2D) Create a Bar plot by State and City. To display the cumulative number of jobs in each city. Note any interesting patterns, add an screenshot of your visualization.

knitr::include_graphics('2D.PNG')

According to the graph, NYC has the most opportunities followed by Rochester.

2E) Create a dashboard to display the three plots above. Use half of the dashboard to display the map with the location of the cities. On the bottom of the dashboard place the other two charts, add titles to each chart. Note any interesting patterns, add an screenshot of your visualization.

knitr::include_graphics('2E.PNG')

Because the data throughout this process was consistent, the dashboard gives the same conclusions that each of the graphs showed: larger, more populated cities have greater numbers of job prospects.

Task 3: Watson Analysis


To complete the last task, follow the directions found below. Make sure to screenshot and attach any pictures of the results obtained or any questions asked.

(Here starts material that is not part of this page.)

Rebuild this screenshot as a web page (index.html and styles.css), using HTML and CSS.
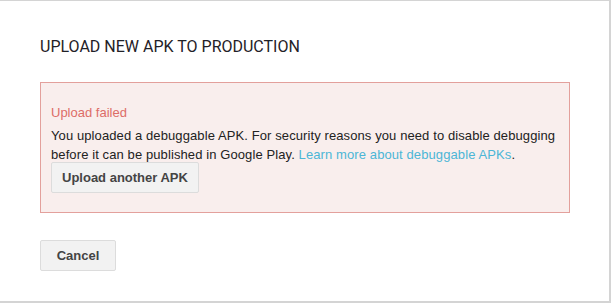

3A) Upload you data to watson, explore the different insights. Take 3 screenshots of your insights and describe your findings.

knitr::include_graphics('3A.PNG')

I thought it would be interesting to include the same graph shown in tableau to see if it produced the same results. It did, so there is not any new information, but it demonstrates consistency in the findings.

3B) Watson Analytics Insights, describe your findings.

knitr::include_graphics('3B.PNG')

While I couldn’t get a good screenshot, this graph was a decision tree that broke down job title based on location which was super interesting. So as it filtered through you could see which jobs were more suited to find in which locations and how frequently they were posted. ### 3C) Watson Analytics Insights, describe your findings.

knitr::include_graphics('3C.PNG')

This broke down the number of companies located in each area. All of the companies were in New York, so clearly that had the highest concentration, but it was interesting that when you broke it down by company and not position it was more evenly dispersed which shows that there may not be more companies in larger cities but rather the same number of companies, but with a larger need for new employees.